Written request: Find every line in the records below that holds the word "Tailwind" and copy it.

Recorded data:

+ + +

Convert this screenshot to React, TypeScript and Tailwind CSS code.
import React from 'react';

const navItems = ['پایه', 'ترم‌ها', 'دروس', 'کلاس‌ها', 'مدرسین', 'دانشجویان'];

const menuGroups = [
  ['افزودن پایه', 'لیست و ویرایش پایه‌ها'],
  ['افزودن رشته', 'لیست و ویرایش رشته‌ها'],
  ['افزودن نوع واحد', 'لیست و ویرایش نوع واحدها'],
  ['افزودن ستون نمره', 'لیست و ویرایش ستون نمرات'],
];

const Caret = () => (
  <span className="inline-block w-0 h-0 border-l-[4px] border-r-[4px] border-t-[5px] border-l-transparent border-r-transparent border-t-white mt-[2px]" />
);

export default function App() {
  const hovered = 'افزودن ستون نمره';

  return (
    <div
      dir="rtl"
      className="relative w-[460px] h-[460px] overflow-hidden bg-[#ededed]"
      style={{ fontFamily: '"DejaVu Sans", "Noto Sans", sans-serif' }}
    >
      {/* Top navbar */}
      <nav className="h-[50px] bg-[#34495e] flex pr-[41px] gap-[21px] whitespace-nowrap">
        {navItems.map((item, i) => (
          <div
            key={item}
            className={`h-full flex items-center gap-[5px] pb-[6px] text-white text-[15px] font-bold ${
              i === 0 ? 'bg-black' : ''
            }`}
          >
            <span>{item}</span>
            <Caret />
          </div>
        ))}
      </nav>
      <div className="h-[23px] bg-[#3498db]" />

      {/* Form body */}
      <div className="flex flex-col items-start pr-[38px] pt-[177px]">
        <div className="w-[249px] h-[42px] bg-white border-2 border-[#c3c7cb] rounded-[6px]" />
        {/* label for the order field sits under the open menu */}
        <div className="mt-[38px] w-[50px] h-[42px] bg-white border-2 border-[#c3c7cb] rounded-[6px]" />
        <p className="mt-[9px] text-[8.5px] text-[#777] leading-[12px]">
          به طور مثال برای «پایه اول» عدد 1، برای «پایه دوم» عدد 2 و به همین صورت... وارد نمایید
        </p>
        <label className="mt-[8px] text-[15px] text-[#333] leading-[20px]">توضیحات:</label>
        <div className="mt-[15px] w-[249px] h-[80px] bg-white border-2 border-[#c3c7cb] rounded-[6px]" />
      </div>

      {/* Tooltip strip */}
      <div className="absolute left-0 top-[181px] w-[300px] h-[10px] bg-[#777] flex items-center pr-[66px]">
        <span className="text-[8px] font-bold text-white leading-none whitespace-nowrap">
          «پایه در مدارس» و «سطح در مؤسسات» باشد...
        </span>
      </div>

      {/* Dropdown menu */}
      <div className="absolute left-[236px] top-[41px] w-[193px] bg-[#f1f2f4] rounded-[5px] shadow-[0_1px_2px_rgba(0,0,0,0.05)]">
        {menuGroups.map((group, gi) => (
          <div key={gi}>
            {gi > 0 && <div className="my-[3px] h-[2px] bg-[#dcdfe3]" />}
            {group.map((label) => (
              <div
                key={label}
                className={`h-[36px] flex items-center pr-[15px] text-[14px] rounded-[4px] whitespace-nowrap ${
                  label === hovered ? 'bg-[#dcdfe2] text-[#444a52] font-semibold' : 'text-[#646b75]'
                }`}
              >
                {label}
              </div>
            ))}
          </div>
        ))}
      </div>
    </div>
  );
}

+ + +

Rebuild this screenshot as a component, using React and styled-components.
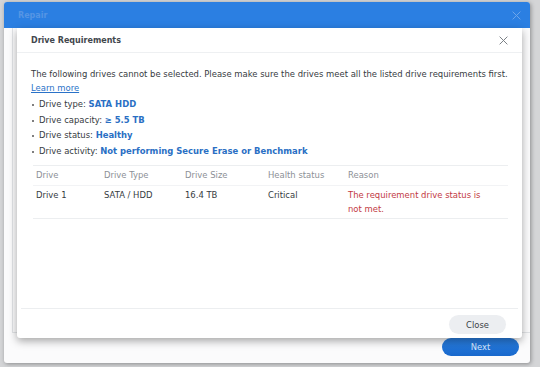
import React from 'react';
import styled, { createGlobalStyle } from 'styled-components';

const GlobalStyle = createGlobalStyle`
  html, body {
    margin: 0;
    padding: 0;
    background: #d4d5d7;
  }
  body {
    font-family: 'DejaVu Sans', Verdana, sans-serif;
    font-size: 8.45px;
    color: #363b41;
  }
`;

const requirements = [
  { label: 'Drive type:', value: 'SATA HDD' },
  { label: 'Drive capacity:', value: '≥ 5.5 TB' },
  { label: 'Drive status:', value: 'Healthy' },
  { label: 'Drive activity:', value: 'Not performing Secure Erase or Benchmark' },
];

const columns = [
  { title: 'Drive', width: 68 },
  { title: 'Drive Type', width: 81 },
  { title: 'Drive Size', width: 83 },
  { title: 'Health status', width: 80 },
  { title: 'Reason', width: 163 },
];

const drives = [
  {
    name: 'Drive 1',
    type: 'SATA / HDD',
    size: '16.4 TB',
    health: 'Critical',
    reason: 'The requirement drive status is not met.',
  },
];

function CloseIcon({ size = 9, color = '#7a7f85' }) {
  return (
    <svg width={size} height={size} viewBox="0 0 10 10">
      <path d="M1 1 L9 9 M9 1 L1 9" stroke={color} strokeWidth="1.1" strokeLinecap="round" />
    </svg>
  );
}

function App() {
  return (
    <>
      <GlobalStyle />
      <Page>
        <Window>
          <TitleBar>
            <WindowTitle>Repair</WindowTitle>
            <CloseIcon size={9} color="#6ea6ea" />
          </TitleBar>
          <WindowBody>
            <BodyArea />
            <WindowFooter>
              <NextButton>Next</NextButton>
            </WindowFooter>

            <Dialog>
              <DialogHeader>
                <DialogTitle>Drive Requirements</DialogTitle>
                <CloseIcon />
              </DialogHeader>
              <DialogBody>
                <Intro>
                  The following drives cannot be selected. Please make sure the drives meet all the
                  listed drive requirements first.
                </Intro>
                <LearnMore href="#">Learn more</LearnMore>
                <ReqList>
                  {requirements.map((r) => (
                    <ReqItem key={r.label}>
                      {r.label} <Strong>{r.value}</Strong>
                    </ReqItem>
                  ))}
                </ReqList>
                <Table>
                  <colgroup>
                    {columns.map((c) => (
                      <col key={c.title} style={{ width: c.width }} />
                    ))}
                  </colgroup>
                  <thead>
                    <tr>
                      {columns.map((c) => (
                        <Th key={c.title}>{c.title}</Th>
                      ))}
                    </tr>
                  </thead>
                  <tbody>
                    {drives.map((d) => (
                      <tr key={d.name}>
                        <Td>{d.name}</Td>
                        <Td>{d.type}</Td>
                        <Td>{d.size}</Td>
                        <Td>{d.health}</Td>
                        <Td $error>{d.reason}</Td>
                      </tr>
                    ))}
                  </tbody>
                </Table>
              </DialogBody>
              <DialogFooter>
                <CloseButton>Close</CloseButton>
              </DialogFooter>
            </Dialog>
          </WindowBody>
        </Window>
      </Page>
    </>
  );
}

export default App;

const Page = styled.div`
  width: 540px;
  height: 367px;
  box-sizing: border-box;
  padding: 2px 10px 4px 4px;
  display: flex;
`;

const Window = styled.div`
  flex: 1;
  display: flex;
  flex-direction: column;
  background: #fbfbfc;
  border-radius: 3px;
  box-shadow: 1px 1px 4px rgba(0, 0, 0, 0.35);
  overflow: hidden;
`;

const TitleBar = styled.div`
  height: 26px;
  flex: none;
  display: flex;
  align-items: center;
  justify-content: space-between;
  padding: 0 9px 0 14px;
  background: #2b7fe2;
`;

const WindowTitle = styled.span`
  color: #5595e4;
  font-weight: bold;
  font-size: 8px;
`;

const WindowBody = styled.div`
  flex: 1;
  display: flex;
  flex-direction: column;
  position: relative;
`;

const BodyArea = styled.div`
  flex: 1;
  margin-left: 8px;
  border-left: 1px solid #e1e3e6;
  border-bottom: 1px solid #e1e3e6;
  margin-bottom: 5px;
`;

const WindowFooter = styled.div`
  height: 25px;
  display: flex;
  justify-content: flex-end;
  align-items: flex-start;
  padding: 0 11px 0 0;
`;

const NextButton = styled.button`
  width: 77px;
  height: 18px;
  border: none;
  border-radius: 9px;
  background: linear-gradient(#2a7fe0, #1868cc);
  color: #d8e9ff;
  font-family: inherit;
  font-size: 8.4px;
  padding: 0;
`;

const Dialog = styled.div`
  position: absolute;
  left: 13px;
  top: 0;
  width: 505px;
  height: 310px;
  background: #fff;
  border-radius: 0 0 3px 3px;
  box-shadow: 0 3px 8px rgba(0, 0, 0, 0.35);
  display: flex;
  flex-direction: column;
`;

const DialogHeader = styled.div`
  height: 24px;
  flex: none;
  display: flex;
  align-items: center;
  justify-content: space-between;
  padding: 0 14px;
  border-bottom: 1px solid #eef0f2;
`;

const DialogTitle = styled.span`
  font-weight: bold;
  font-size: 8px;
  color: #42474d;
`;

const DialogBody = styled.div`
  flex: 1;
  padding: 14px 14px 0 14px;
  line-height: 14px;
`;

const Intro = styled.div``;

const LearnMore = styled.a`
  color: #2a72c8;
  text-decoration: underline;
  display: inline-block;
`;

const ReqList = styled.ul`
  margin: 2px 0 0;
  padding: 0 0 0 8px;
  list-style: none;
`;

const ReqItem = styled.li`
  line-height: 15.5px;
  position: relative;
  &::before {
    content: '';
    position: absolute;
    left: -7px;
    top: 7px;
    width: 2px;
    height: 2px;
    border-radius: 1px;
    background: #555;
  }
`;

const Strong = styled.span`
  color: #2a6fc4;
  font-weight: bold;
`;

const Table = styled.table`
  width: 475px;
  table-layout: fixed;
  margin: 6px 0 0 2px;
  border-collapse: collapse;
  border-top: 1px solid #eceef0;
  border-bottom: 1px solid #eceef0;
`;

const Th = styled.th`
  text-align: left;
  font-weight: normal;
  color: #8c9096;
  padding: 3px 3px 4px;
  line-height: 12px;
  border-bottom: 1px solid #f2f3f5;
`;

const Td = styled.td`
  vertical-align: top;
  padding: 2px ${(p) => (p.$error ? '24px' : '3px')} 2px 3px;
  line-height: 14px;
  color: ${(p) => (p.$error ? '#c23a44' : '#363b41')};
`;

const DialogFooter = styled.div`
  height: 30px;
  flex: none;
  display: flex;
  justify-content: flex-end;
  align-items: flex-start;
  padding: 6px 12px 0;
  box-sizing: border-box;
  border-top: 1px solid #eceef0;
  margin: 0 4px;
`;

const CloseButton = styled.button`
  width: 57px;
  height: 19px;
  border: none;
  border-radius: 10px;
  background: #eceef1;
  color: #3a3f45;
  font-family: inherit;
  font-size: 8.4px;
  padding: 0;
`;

+ + +

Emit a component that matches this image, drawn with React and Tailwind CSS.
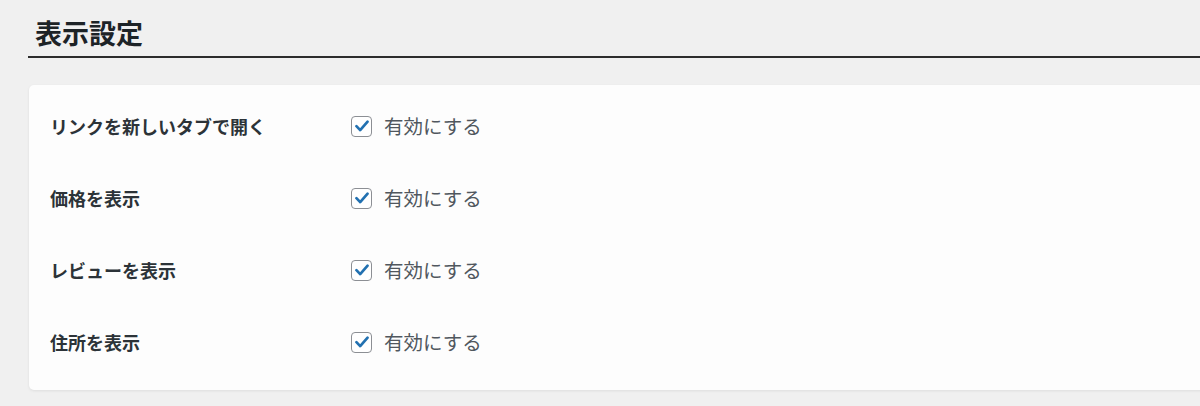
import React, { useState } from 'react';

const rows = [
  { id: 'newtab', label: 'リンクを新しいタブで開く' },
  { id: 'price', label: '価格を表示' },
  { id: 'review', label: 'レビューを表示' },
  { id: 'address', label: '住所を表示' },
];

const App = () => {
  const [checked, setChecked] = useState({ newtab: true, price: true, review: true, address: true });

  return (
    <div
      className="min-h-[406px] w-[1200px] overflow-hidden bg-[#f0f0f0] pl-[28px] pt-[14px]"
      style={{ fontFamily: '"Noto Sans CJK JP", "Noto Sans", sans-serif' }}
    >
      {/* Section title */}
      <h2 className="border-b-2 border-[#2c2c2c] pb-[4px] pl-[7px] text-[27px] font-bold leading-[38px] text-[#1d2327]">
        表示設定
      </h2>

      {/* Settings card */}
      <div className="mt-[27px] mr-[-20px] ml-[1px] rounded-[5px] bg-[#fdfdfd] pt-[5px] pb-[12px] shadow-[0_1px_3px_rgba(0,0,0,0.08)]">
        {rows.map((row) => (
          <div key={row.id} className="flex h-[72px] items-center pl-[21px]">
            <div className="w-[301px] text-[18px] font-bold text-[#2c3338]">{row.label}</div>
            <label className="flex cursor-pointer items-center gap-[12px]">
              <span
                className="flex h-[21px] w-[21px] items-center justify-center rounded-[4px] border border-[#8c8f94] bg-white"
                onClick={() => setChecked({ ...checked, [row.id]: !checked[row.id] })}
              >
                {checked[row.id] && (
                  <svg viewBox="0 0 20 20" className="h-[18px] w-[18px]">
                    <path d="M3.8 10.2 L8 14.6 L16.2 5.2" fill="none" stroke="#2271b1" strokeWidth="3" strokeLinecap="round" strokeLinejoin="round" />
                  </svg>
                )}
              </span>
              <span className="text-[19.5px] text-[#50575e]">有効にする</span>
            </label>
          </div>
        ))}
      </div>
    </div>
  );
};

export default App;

+ + +

Response:
Convert this screenshot to React, TypeScript and Tailwind CSS code.
Emit a component that matches this image, drawn with React and Tailwind CSS.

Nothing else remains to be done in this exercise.